Dopo gli incendi
Montagne d'Abruzzo: il rimboschimento costerà 300 milioni
Ecco il business. Per ripiantare seimila ettari di pini neri, querce e faggi. La Regione ha già convocato una riunione per il 13 settembre
PESCARA. Se in Abruzzo vanno in fumo seimila ettari di bosco chi ci guadagna e soprattutto quanto ci guadagna? Qual è il business, il grande business, che potrebbe celarsi dietro ai roghi che stanno devastando le nostre montagne? La corsa al rimboschimento è già cominciata. Si parte il 13 settembre con una riunione in Regione voluta dal governatore Luciano D'Alfonso che, naturalmente, si preoccupa per i boschi deturpati ed i parchi distrutti in una regione colpita da dissesto idrogeologico, «già pericolosamente conclamato», dice. Ma rimboscare diventa anche un affarone. Da Fonte Vetica al Morrone, le piante incenerite sono prevalentemente pini neri, querce e faggi. Per i primi, il costo medio per ogni esemplare si aggira sugli 11 euro. Ma può anche arrivare a cinquanta euro. Un esperto spiega che in ogni ettaro, cioè 10mila metri quadrati, è possibile ripiantare tremila pini. Qualcuno però riesce anche a piazzarne cinquemila, diminuendo le distanze tra un albero e l'altro. Moltiplicando questi numeri per l'intera superficie da rimboscare _ seimila ettari che però, secondo una stima dell'assessore alla Protezione civile, Mario Mazzocca, sono destinati ad aumentare _ si ottiene il costo del grande affare del rimboschimento. E' qualcosa che oscilla tra i 200 ed i 300 milioni di euro. Soldi pubblici destinati a imprese private? Perché quelle piante, che prima provenivano dai vivai della Forestale, ora invece vengono acquistate attraverso appalti.

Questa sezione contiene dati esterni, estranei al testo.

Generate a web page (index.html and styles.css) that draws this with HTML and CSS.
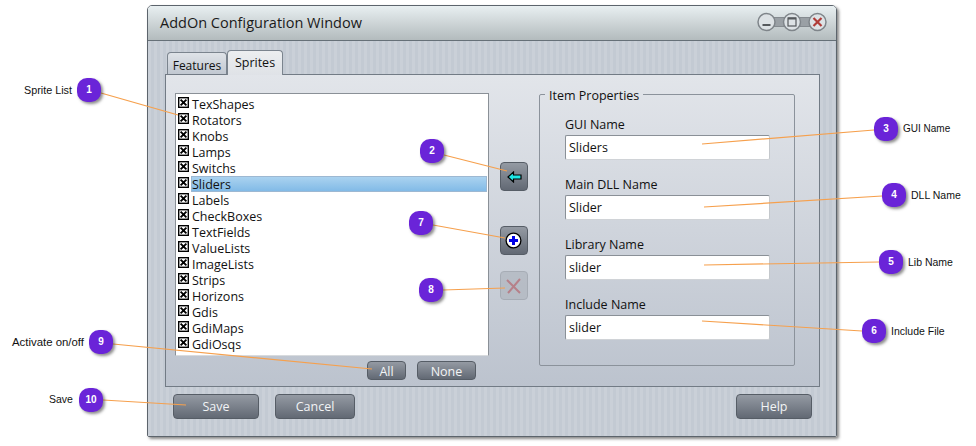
FILE: index.html
```html
<!DOCTYPE html>
<html lang="en">

<head>
    <meta charset="UTF-8" />
    <title>AddOn Configuration Window</title>
    <link rel="stylesheet" href="styles.css">
</head>

<body>
    <svg width="0" height="0" class="defs">
        <symbol id="check" viewBox="0 0 11 11">
            <rect x="0.7" y="0.7" width="9.6" height="9.6" fill="#fff" stroke="#000" stroke-width="1.4" />
            <path d="M2.6 2.6 8.4 8.4M8.4 2.6 2.6 8.4" stroke="#000" stroke-width="1.9" />
        </symbol>
    </svg>

    <div class="window">
        <div class="titlebar">
            <h1>AddOn Configuration Window</h1>
            <svg class="controls" width="72" height="24" viewBox="0 0 72 24">
                <rect x="10" y="7.5" width="52" height="9" fill="#9aa0a5" stroke="#858b90" />
                <g fill="#dde2e5" stroke="#7f858a" stroke-width="1.5">
                    <circle cx="10.5" cy="12" r="8.5" />
                    <circle cx="36" cy="12" r="8.5" />
                    <circle cx="61.5" cy="12" r="8.5" />
                </g>
                <rect x="6.5" y="14" width="8" height="2" fill="#55595c" />
                <rect x="32" y="8" width="8" height="8" fill="none" stroke="#55595c" stroke-width="1.2" />
                <rect x="32" y="7.5" width="8" height="2" fill="#55595c" />
                <path d="M57.5 8 65.5 16M65.5 8 57.5 16" stroke="#b03c38" stroke-width="2.2" />
            </svg>
        </div>
        <div class="content">
            <div class="tabs">
                <div class="tab">Features</div>
                <div class="tab tab-active">Sprites</div>
            </div>
            <div class="panel">
                <div class="list-col">
                    <ul class="list">
                        <li><svg class="check"><use href="#check" /></svg><span>TexShapes</span></li>
                        <li><svg class="check"><use href="#check" /></svg><span>Rotators</span></li>
                        <li><svg class="check"><use href="#check" /></svg><span>Knobs</span></li>
                        <li><svg class="check"><use href="#check" /></svg><span>Lamps</span></li>
                        <li><svg class="check"><use href="#check" /></svg><span>Switchs</span></li>
                        <li class="selected"><svg class="check"><use href="#check" /></svg><span>Sliders</span></li>
                        <li><svg class="check"><use href="#check" /></svg><span>Labels</span></li>
                        <li><svg class="check"><use href="#check" /></svg><span>CheckBoxes</span></li>
                        <li><svg class="check"><use href="#check" /></svg><span>TextFields</span></li>
                        <li><svg class="check"><use href="#check" /></svg><span>ValueLists</span></li>
                        <li><svg class="check"><use href="#check" /></svg><span>ImageLists</span></li>
                        <li><svg class="check"><use href="#check" /></svg><span>Strips</span></li>
                        <li><svg class="check"><use href="#check" /></svg><span>Horizons</span></li>
                        <li><svg class="check"><use href="#check" /></svg><span>Gdis</span></li>
                        <li><svg class="check"><use href="#check" /></svg><span>GdiMaps</span></li>
                        <li><svg class="check"><use href="#check" /></svg><span>GdiOsqs</span></li>
                    </ul>
                    <div class="list-buttons">
                        <button class="btn btn-all">All</button>
                        <button class="btn btn-none">None</button>
                    </div>
                </div>
                <div class="tools">
                    <button class="btn tool">
                        <svg width="16" height="12" viewBox="0 0 16 12">
                            <path d="M2 6 7.5 1V4H15V8H7.5V11Z" fill="#1fe6e6" stroke="#000" stroke-width="1.2" />
                        </svg>
                    </button>
                    <button class="btn tool tool-add">
                        <svg width="18" height="18" viewBox="0 0 18 18">
                            <circle cx="8.5" cy="8.5" r="7.4" fill="#fff" stroke="#000" stroke-width="1.3" />
                            <path d="M8.5 4V13M4 8.5H13" stroke="#0000e6" stroke-width="3" />
                        </svg>
                    </button>
                    <button class="btn tool tool-off">
                        <svg width="16" height="16" viewBox="0 0 16 16">
                            <path d="M1 2 14 15M14 1 2 15" stroke="#b4737c" stroke-width="2" />
                        </svg>
                    </button>
                </div>
                <fieldset class="props">
                    <legend>Item Properties</legend>
                    <div class="field">
                        <label>GUI Name</label>
                        <input type="text" value="Sliders">
                    </div>
                    <div class="field">
                        <label>Main DLL Name</label>
                        <input type="text" value="Slider">
                    </div>
                    <div class="field">
                        <label>Library Name</label>
                        <input type="text" value="slider">
                    </div>
                    <div class="field">
                        <label>Include Name</label>
                        <input type="text" value="slider">
                    </div>
                </fieldset>
            </div>
            <div class="actions">
                <button class="btn btn-save">Save</button>
                <button class="btn btn-cancel">Cancel</button>
                <button class="btn btn-help">Help</button>
            </div>
        </div>
    </div>

    <!-- connector lines between the callouts and the window -->
    <svg class="lines" width="976" height="446" viewBox="0 0 976 446">
        <g stroke="#f6a04d" stroke-width="1.2" fill="none">
            <path d="M101 93 178 115" />
            <path d="M444 155 507 171" />
            <path d="M433 225 505 238" />
            <path d="M443 290 505 288" />
            <path d="M874 130 702 144" />
            <path d="M882 196 704 207" />
            <path d="M879 262 704 265" />
            <path d="M862 331 702 321" />
            <path d="M113 344 372 369" />
            <path d="M103 400 186 405" />
        </g>
    </svg>

    <div class="badge b1">1</div>
    <div class="badge b2">2</div>
    <div class="badge b3">3</div>
    <div class="badge b4">4</div>
    <div class="badge b5">5</div>
    <div class="badge b6">6</div>
    <div class="badge b7">7</div>
    <div class="badge b8">8</div>
    <div class="badge b9">9</div>
    <div class="badge b10">10</div>

    <div class="note n1">Sprite List</div>
    <div class="note n3">GUI Name</div>
    <div class="note n4">DLL Name</div>
    <div class="note n5">Lib Name</div>
    <div class="note n6">Include File</div>
    <div class="note n9">Activate on/off</div>
    <div class="note n10">Save</div>
</body>

</html>
```

FILE: styles.css
```css
* {
    padding: 0;
    margin: 0;
    box-sizing: border-box;
}

body {
    position: relative;
    width: 976px;
    height: 446px;
    overflow: hidden;
    background-color: #fff;
    font-family: "Open Sans", "Noto Sans", sans-serif;
    padding: 5px 0 0 147px;
}

.defs {
    position: absolute;
}

.window {
    width: 690px;
    height: 432px;
    border: 1px solid #5c646c;
    border-radius: 5px 5px 2px 2px;
    box-shadow: 2px 2px 3px rgba(60, 60, 60, .6);
    overflow: hidden;
    display: flex;
    flex-direction: column;
}

.titlebar {
    height: 35px;
    flex: none;
    display: flex;
    align-items: center;
    justify-content: space-between;
    padding: 0 8px 0 12px;
    background: linear-gradient(#e8eff1, #b3bbbd);
    border-bottom: 1px solid #667078;
}

.titlebar h1 {
    font-size: 14.5px;
    font-weight: 400;
    color: #1a1a1a;
    margin-bottom: 2px;
}

.controls {
    margin-bottom: 2px;
}

.content {
    flex: 1;
    padding: 9px 16px 0 17px;
    background-color: #c3cad3;
    background-image: repeating-linear-gradient(90deg, rgba(255, 255, 255, .12) 0 3px, rgba(0, 0, 0, 0) 3px 6px);
}

.tabs {
    display: flex;
    align-items: flex-end;
    height: 24px;
    padding-left: 2px;
    position: relative;
    z-index: 1;
    font-size: 12px;
    color: #111;
}

.tab {
    width: 60px;
    height: 22px;
    line-height: 26px;
    text-align: center;
    background: linear-gradient(#dfe3e8, #c1c8d1);
    border: 1px solid #7b848e;
    border-bottom: 0;
    border-radius: 4px 4px 0 0;
}

.tab-active {
    width: 56px;
    height: 25px;
    line-height: 24px;
    font-size: 12.5px;
    margin-bottom: -1px;
    background: linear-gradient(#eceef0, #dfe2e7);
}

.panel {
    height: 313px;
    display: flex;
    align-items: flex-start;
    gap: 11px;
    padding: 18px 0 0 9px;
    border: 1px solid #727b85;
    background-image: linear-gradient(#e2e5ea, #bcc3ce);
}

.list-col {
    width: 314px;
}

.list {
    list-style: none;
    height: 263px;
    padding: 2px 1px 0 1px;
    background-color: #fff;
    border: 1px solid #8a9097;
    border-bottom-color: #d8dbde;
    font-size: 12.5px;
    color: #111;
}

.list li {
    display: flex;
    align-items: center;
    height: 16px;
}

.list span {
    flex: 1;
    height: 16px;
    line-height: 18px;
    padding-left: 1px;
}

.check {
    width: 11px;
    height: 11px;
    flex: none;
    margin: -3px 2px 0 1px;
}

.selected span {
    background: linear-gradient(#add4f0, #7fb9e6);
    outline: 1px solid #9db8d2;
    outline-offset: -1px;
}

.list-buttons {
    display: flex;
    gap: 11px;
    justify-content: flex-end;
    padding: 5px 13px 0 0;
}

.btn {
    display: flex;
    align-items: center;
    justify-content: center;
    font-family: inherit;
    font-size: 12.5px;
    color: #f2f4f6;
    border: 1px solid #565d66;
    border-radius: 4px;
    background: linear-gradient(#949aa3, #626974);
}

.btn-all {
    width: 39px;
    height: 19px;
    padding-top: 1px;
}

.btn-none {
    width: 59px;
    height: 19px;
    padding-top: 1px;
}

.tools {
    width: 29px;
    flex: none;
    display: flex;
    flex-direction: column;
    padding-top: 69px;
}

.tool {
    width: 28px;
    height: 29px;
}

.tool-add {
    margin-top: 35px;
}

.tool-off {
    margin-top: 16px;
    opacity: .85;
    background: #b4bac3;
    border-color: #a1a7b0;
}

.props {
    width: 256px;
    height: 282px;
    flex: none;
    margin: -9px 0 0 -1px;
    padding: 10px 24px 0 25px;
    border: 1px solid #8b929b;
    border-radius: 2px;
    font-size: 12.5px;
    color: #111;
}

.props legend {
    margin-left: -20px;
    padding: 4px 4px 0;
    line-height: 16px;
}

.field {
    display: flex;
    flex-direction: column;
    height: 60px;
}

.field label {
    height: 21px;
    line-height: 22px;
}

.field input {
    width: 205px;
    height: 25px;
    padding: 0 3px;
    font-family: inherit;
    font-size: 12.5px;
    color: #111;
    background: #fff;
    border: 1px solid #8a9097;
    border-bottom-color: #d0d3d7;
    border-right-color: #c4c8cc;
    border-radius: 2px;
    outline: 0;
}

.actions {
    display: flex;
    height: 25px;
    margin-top: 7px;
    padding: 0 8px;
    gap: 16px;
}

.btn-save {
    width: 86px;
}

.btn-cancel {
    width: 80px;
}

.btn-help {
    width: 76px;
    margin-left: auto;
}

.lines {
    position: absolute;
    left: 0;
    top: 0;
}

.badge {
    position: absolute;
    width: 24px;
    height: 24px;
    border-radius: 10px;
    background-color: #6a24d8;
    box-shadow: 2px 2px 3px rgba(50, 50, 50, .55);
    color: #fff;
    font: bold 10px/24px "Liberation Sans", Arial, sans-serif;
    text-align: center;
}

.b1 { left: 77px; top: 78px; }
.b2 { left: 420px; top: 139px; }
.b3 { left: 874px; top: 117px; }
.b4 { left: 882px; top: 183px; }
.b5 { left: 879px; top: 250px; }
.b6 { left: 862px; top: 319px; }
.b7 { left: 409px; top: 211px; }
.b8 { left: 419px; top: 278px; }
.b9 { left: 89px; top: 330px; }
.b10 { left: 79px; top: 388px; }

.note {
    position: absolute;
    font: 10.5px/12px "Liberation Sans", Arial, sans-serif;
    color: #111;
    white-space: nowrap;
}

.n1 { left: 24px; top: 84px; font-size: 10.8px; }
.n3 { left: 903px; top: 123px; font-size: 10px; }
.n4 { left: 911px; top: 189px; }
.n5 { left: 908px; top: 256px; }
.n6 { left: 891px; top: 325px; }
.n9 { left: 12px; top: 336px; font-size: 11.4px; }
.n10 { left: 49px; top: 393px; }
```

C'è qualcuno che non piange per i roghi che distruggono le bellezze d'Abruzzo. Il grande business del rimboschimento ricorda quello della ricostruzione post-sisma: c'era anche chi brindava in attesa delle gare d’appalto. Nel caso dei roghi in montagna però una legge piazza dei paletti.

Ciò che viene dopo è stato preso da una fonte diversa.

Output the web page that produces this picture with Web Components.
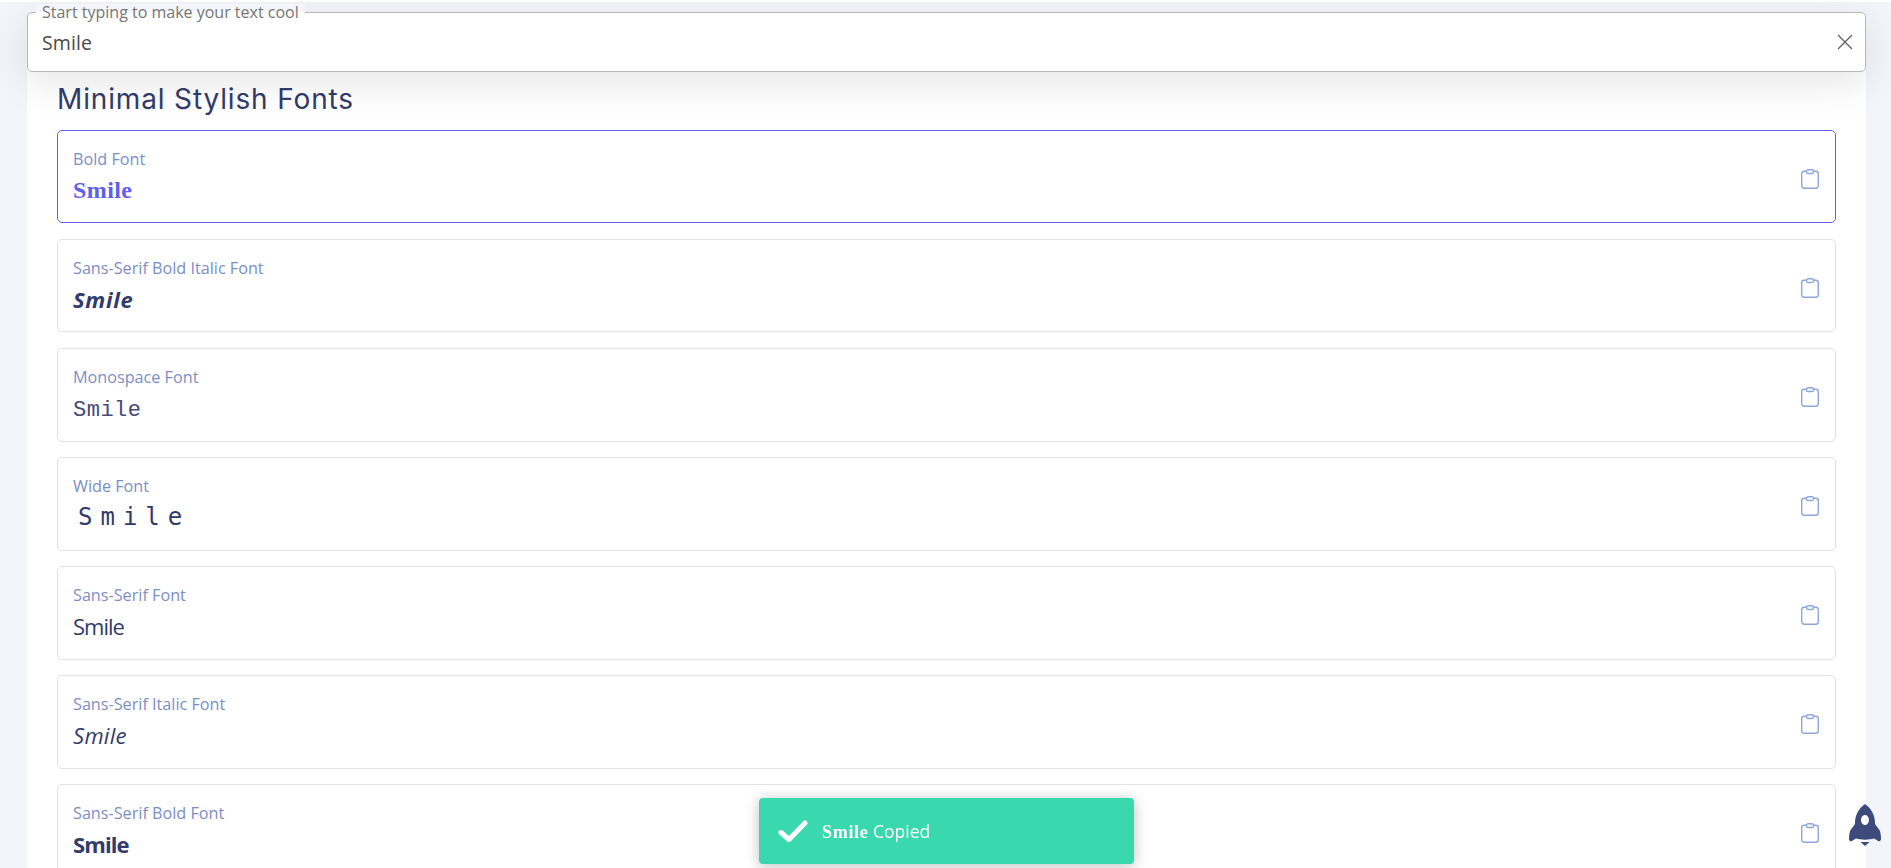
<!doctype html>
<html lang="en">
<head>
<meta charset="utf-8">
<title>Minimal Stylish Fonts</title>
<style>
  html { background: #fff; height: 100%; overflow: hidden; }
  body {
    margin: 2px 0 0;
    height: calc(100% - 2px);
    overflow: hidden;
    background: #f4f5fb;
    font-family: "Open Sans", "Noto Sans", sans-serif;
  }
</style>
</head>
<body>
<app-page>
  <search-field slot="search" legend="Start typing to make your text cool" value="Smile"></search-field>
  <font-section title="Minimal Stylish Fonts">
    <font-card label="Bold Font" kind="bold" active>Smile</font-card>
    <font-card label="Sans-Serif Bold Italic Font" kind="sans-bold-italic">Smile</font-card>
    <font-card label="Monospace Font" kind="mono">Smile</font-card>
    <font-card label="Wide Font" kind="wide">Smile</font-card>
    <font-card label="Sans-Serif Font" kind="sans">Smile</font-card>
    <font-card label="Sans-Serif Italic Font" kind="sans-italic">Smile</font-card>
    <font-card label="Sans-Serif Bold Font" kind="sans-bold">Smile</font-card>
  </font-section>
</app-page>
<copy-toast><b>Smile</b> Copied</copy-toast>
<scroll-rocket></scroll-rocket>

<script>
(() => {
  class AppPage extends HTMLElement {
    constructor() {
      super();
      this.attachShadow({ mode: "open" }).innerHTML = `
        <style>
          :host {
            display: block;
            width: 1839px;
            margin-left: 27px;
            min-height: 100vh;
            background: #fff;
            border-radius: 8px 8px 0 0;
          }
        </style>
        <slot name="search"></slot>
        <slot></slot>
      `;
    }
  }

  class SearchField extends HTMLElement {
    constructor() {
      super();
      const legend = this.getAttribute("legend") || "";
      const value = this.getAttribute("value") || "";
      this.attachShadow({ mode: "open" }).innerHTML = `
        <style>
          :host {
            display: block;
            position: relative;
            z-index: 2;
            padding-top: 10px;
            background: linear-gradient(#f4f5fb 40px, transparent 40px);
            border-radius: 8px 8px 0 0;
          }
          .box {
            box-sizing: border-box;
            height: 60px;
            background: #fff;
            border: 1px solid #b6b6b6;
            border-radius: 5px;
            box-shadow: 0 10px 40px rgba(0, 0, 0, 0.11);
            display: flex;
            align-items: center;
            justify-content: space-between;
            padding: 0 12px 0 14px;
            position: relative;
          }
          .legend {
            position: absolute;
            left: 8px;
            top: -9px;
            padding: 0 6px;
            font-size: 16px;
            line-height: 17px;
            color: #757575;
            background: linear-gradient(#f4f5fb 8px, #fff 8px);
          }
          .value {
            font-size: 19.5px;
            letter-spacing: .1px;
            color: #4a4a4a;
          }
          svg { display: block; }
        </style>
        <div class="box">
          <span class="legend">${legend}</span>
          <span class="value">${value}</span>
          <svg width="16" height="16" viewBox="0 0 16 16" fill="none" stroke="#5f5f5f" stroke-width="1.3" aria-hidden="true">
            <path d="M1 1 15 15M15 1 1 15"/>
          </svg>
        </div>
      `;
    }
  }

  class FontSection extends HTMLElement {
    constructor() {
      super();
      const title = this.getAttribute("title") || "";
      this.removeAttribute("title");
      this.attachShadow({ mode: "open" }).innerHTML = `
        <style>
          :host {
            display: block;
            padding: 0 30px;
          }
          h2 {
            margin: 0;
            height: 58px;
            font: 400 28px/54px Inter, "Noto Sans", sans-serif;
            letter-spacing: .85px;
            color: #323b6b;
          }
          .list {
            display: flex;
            flex-direction: column;
            gap: 15.7px;
          }
        </style>
        <h2>${title}</h2>
        <div class="list"><slot></slot></div>
      `;
    }
  }

  class FontCard extends HTMLElement {
    constructor() {
      super();
      const label = this.getAttribute("label") || "";
      this.attachShadow({ mode: "open" }).innerHTML = `
        <style>
          :host {
            display: block;
            box-sizing: border-box;
            height: 93.4px;
            background: #fff;
            border: 1px solid #e2e2e2;
            border-radius: 5px;
            padding: 16px 15px 0;
            position: relative;
            color: #323b6b;
          }
          :host([active]) {
            border-color: #5d5fef;
            color: #5d5fef;
          }
          .label {
            font-size: 16.2px;
            line-height: 24px;
            color: #7b8ec8;
          }
          .value {
            height: 38px;
            line-height: 38px;
            font-size: 22px;
            white-space: nowrap;
          }
          :host([kind="bold"]) .value {
            font-family: "Liberation Serif", serif;
            font-weight: 700;
            font-size: 24px;
            letter-spacing: .4px;
          }
          :host([kind="sans-bold-italic"]) .value {
            font-weight: 700;
            font-style: italic;
            letter-spacing: .7px;
          }
          :host([kind="mono"]) .value {
            font-family: "Liberation Mono", monospace;
            line-height: 44px;
            letter-spacing: .5px;
            color: #434b78;
          }
          :host([kind="wide"]) .value {
            font-family: "DejaVu Sans Mono", monospace;
            font-size: 24px;
            letter-spacing: 8px;
            padding-left: 5px;
          }
          :host([kind="sans"]) .value {
            letter-spacing: -1px;
          }
          :host([kind="sans-italic"]) .value {
            font-style: italic;
            letter-spacing: .3px;
          }
          :host([kind="sans-bold"]) .value {
            font-weight: 700;
            letter-spacing: -.9px;
          }
          .copy {
            position: absolute;
            right: 16px;
            top: 38px;
            display: block;
          }
        </style>
        <div class="label">${label}</div>
        <div class="value"><slot></slot></div>
        <svg class="copy" width="18" height="20" viewBox="0 0 18 20" fill="none" stroke="#8ea6d8" stroke-width="1.4" aria-hidden="true">
          <rect x="0.7" y="2.2" width="16.6" height="17" rx="2.4"/>
          <rect x="5.5" y="0.7" width="7" height="3.800" rx="1.6" fill="#fff"/>
        </svg>
      `;
    }
  }

  class CopyToast extends HTMLElement {
    constructor() {
      super();
      this.attachShadow({ mode: "open" }).innerHTML = `
        <style>
          :host {
            position: fixed;
            left: 759px;
            top: 798px;
            width: 375px;
            height: 66px;
            box-sizing: border-box;
            padding-left: 19px;
            display: flex;
            align-items: center;
            gap: 14px;
            background: #39d8ae;
            border-radius: 4px;
            box-shadow: 0 2px 14px rgba(0, 0, 0, 0.25);
            color: #fff;
            font-size: 17.5px;
            z-index: 5;
          }
          ::slotted(b) {
            font-family: "Liberation Serif", serif;
            font-size: 18px;
            letter-spacing: .7px;
          }
          svg { display: block; }
        </style>
        <svg width="30" height="24" viewBox="0 0 30 24" fill="none" stroke="#fff" stroke-width="5" stroke-linecap="round" stroke-linejoin="round" aria-hidden="true">
          <path d="M3 13.500 11 20.500 27 4"/>
        </svg>
        <span><slot></slot></span>
      `;
    }
  }

  class ScrollRocket extends HTMLElement {
    constructor() {
      super();
      this.attachShadow({ mode: "open" }).innerHTML = `
        <style>
          :host {
            position: fixed;
            left: 1849px;
            top: 804px;
            width: 32px;
            height: 42px;
            z-index: 5;
          }
          svg { display: block; }
        </style>
        <svg width="32" height="42" viewBox="0 0 32 42" fill="#3d4a7c" aria-hidden="true">
          <path fill-rule="evenodd" d="M16 0C22 4 26 11 26 19V20L30.500 26C31.500 28 32 31 32 36L30 37.500 25 34.500C21 36 11 36 7 34.500L2 37.500 0 36C0 31 .5 28 1.500 26L6 20V19C6 11 10 4 16 0ZM16 11C13.800 11 12 13.200 12 16S13.800 21 16 21 20 18.800 20 16 18.200 11 16 11Z"/>
          <path d="M11.500 38H20.500L16 42Z"/>
        </svg>
      `;
    }
  }

  customElements.define("app-page", AppPage);
  customElements.define("search-field", SearchField);
  customElements.define("font-section", FontSection);
  customElements.define("font-card", FontCard);
  customElements.define("copy-toast", CopyToast);
  customElements.define("scroll-rocket", ScrollRocket);
})();
</script>
</body>
</html>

Si tratta della legge quadro numero 353 del 2000, in materia di incendi boschivi, che vieta per cinque anni la ripiantumazione dopo un rogo. Ma c'è anche una scappatoia che permette di bandire subito gare d'appalto, anche con incendi spenti da poco o, come si dice, con il morto ancora in casa.
La scappatoia passa attraverso un'autorizzazione che solo il ministero dell'Ambiente può concedere per le aree protette, statali o della Regione "per documentate situazioni di dissesto idreogeologico e nelle situazioni in cui sia urgente un intervento per la tutela di particolari valori ambientali e paesaggistici". Proprio quest'ultimo è il passaggio chiave della lettera d'invito per il 13 settembre, alle 16, nella sede regionale di viale Bovio, che D'Alfonso ha spedito il 22 agosto scorso a una serie di portatori di interesse, dall'assessore Mazzocca, al dg Vincenzo Rivera, ai dirigenti regionali Emidio Primavera (governo del territorio), Stefania Valeri (avvocatura), Pasquale Di Meo (tutela degli ecosistemi) e Antonio Iovino (programmazione Protezione civile). «Compete agli Amministratori della cosa pubblica porre in essere azioni, mirate e consentite, capaci di rimarginare le ferite inferte al territorio», scrive il governatore, «occorre quindi programmare specifici interventi di ripiantumazione o rimboschimento, a medio e lungo termine, tali da restituire alle nostre montagne il loro bene più prezioso, ossia il bosco ed il naturale ecosistema che solo esso è in grado di fare crescere».
La lettere si chiude con la frase: «Mi preme convocare un tavolo di lavoro sul tema del rimboschimento delle aree percorse dal fuoco nelle nostra regione, con speciale riferimento a quelle che hanno particolare valore ambientale, come le riserve ed i parchi nazionali». Quelle aree, quindi, per le quali il ministero può concedere una deroga al divieto dei cinque anni a rimboschire. Proprio ieri, il governatore ha parlato con il ministro, Gian Luca Galletti: «Mi ha garantito tutti gli aiuti necessari per le costose operazioni di bonifica di centinaia di tronchi arsi che incombono sulle strade di montagna», spiega D'Alfonso. E alla domanda sul rimboschimento e il business che potrebbe comportare per le imprese private, risponde subito in modo chiaro: «Ascolteremo tutte le componenti, anche quelle ambientaliste e la procura, prima di prendere qualunque decisione».